For service-led providers like BKR Engineering, the value is not just the equipment. It is the ability to assess the surface correctly, set the right cleaning parameters, and deliver field execution that aligns with maintenance, safety, and environmental requirements. The technology is precise, but results still depend on operator experience and job planning.
Choosing the right process for your asset
The best corrosion removal process is the one that matches the asset, the environment, and the objective after cleaning. If the substrate is thick and the work area is isolated, a conventional method may be practical. If the surface is sensitive, the access is restricted, or the project cannot tolerate dust, waste, or unnecessary material loss, a more selective approach is usually the better call.
A useful way to frame the decision is to ask four questions. What must be removed? What must remain untouched? What site controls are acceptable? What happens immediately after cleaning? Those answers will often narrow the field quickly.

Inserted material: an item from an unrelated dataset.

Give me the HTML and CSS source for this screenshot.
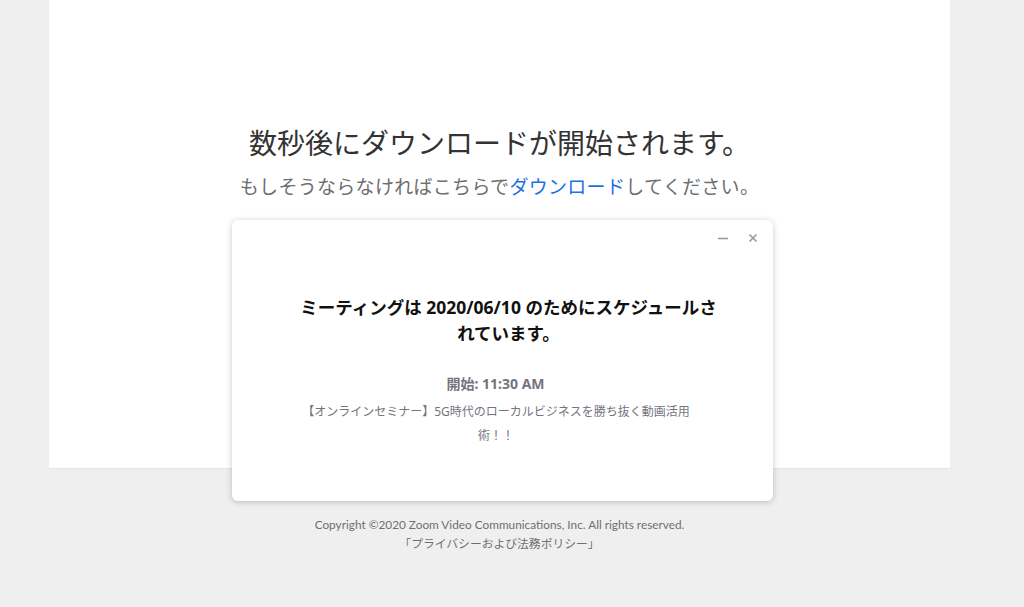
FILE: index.html
```html
<!DOCTYPE html>
<html lang="ja">
<head>
<meta charset="utf-8">
<title>Zoom</title>
<link rel="stylesheet" href="styles.css">
</head>
<body>
<main class="card">
  <h1 class="title">数秒後にダウンロードが開始されます。</h1>
  <p class="sub">もしそうならなければこちらで<a class="link" href="#">ダウンロード</a>してください。</p>
</main>
<footer class="footer">
  <div class="copy">Copyright ©2020 Zoom Video Communications, Inc. All rights reserved.</div>
  <div class="policy">「プライバシーおよび法務ポリシー」</div>
</footer>
<div class="modal">
  <div class="modal-bar">
    <span class="ctl ctl-min" aria-label="minimize">
      <svg width="12" height="12" viewBox="0 0 12 12"><path d="M1 6.5h10" stroke="#9a9a9a" stroke-width="1.6"/></svg>
    </span>
    <span class="ctl ctl-close" aria-label="close">
      <svg width="12" height="12" viewBox="0 0 12 12"><path d="M2.5 2.5l7 7M9.5 2.5l-7 7" stroke="#9a9a9a" stroke-width="1.7"/></svg>
    </span>
  </div>
  <h2 class="m-title">ミーティングは 2020/06/10 のためにスケジュールされています。</h2>
  <div class="m-time">開始: 11:30 AM</div>
  <div class="m-desc">【オンラインセミナー】5G時代のローカルビジネスを勝ち抜く動画活用術！！</div>
</div>
</body>
</html>
```

FILE: styles.css
```css
html, body {
  margin: 0;
  padding: 0;
}
body {
  background: #efefef;
  font-family: "Noto Sans CJK JP", sans-serif;
  width: 1024px;
  height: 607px;
  overflow: hidden;
}
.card {
  margin: 0 74px 0 49px;
  height: 469px;
  background: #ffffff;
  border-bottom: 1px solid #e4e4e4;
  box-sizing: border-box;
  padding-top: 122px;
  display: flex;
  flex-direction: column;
  align-items: center;
}
.title {
  margin: 0;
  font-size: 28px;
  line-height: 40px;
  font-weight: 400;
  color: #333333;
  letter-spacing: 0;
}
.sub {
  margin: 10px 0 0;
  font-size: 19px;
  line-height: 28px;
  color: #6e6e6e;
  letter-spacing: 0.3px;
}
.link {
  color: #1f6fe5;
  text-decoration: none;
}
.footer {
  margin: 0 74px 0 49px;
  padding-top: 46px;
  text-align: center;
  font-family: Lato, "Noto Sans CJK JP", sans-serif;
  font-size: 11.8px;
  line-height: 19px;
  color: #6f6f6f;
}
.modal {
  position: absolute;
  left: 232px;
  top: 220px;
  width: 541px;
  height: 281px;
  box-sizing: border-box;
  background: #ffffff;
  border-radius: 6px;
  box-shadow: 0 1px 6px rgba(0, 0, 0, 0.22);
  font-family: "Noto Sans", "Noto Sans CJK JP", sans-serif;
}
.modal-bar {
  height: 36px;
  display: flex;
  justify-content: flex-end;
  align-items: center;
  gap: 18px;
  padding-right: 14px;
}
.ctl {
  display: flex;
  width: 12px;
  height: 12px;
}
.m-title {
  margin: 38px 50px 0 62px;
  text-align: center;
  font-size: 17.5px;
  line-height: 26px;
  font-weight: 700;
  color: #111111;
}
.m-time {
  margin-top: 28px;
  text-align: center;
  font-size: 14px;
  line-height: 20px;
  font-weight: 700;
  color: #747480;
  padding-right: 14px;
}
.m-desc {
  margin: 6px 81px 0 68px;
  text-align: center;
  font-size: 12px;
  line-height: 24px;
  color: #74747e;
}
```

Corrosion removal should never be treated as a basic prep task. On critical assets, it is a reliability decision, a safety decision, and often a cost-control decision as well. The teams that get the best results are usually the ones that treat surface preparation with the same discipline they apply to inspection, repair, and return-to-service planning.
If you are evaluating options, focus less on tradition and more on control. The cleaner the process fit, the better the outcome for the asset and the operation around it.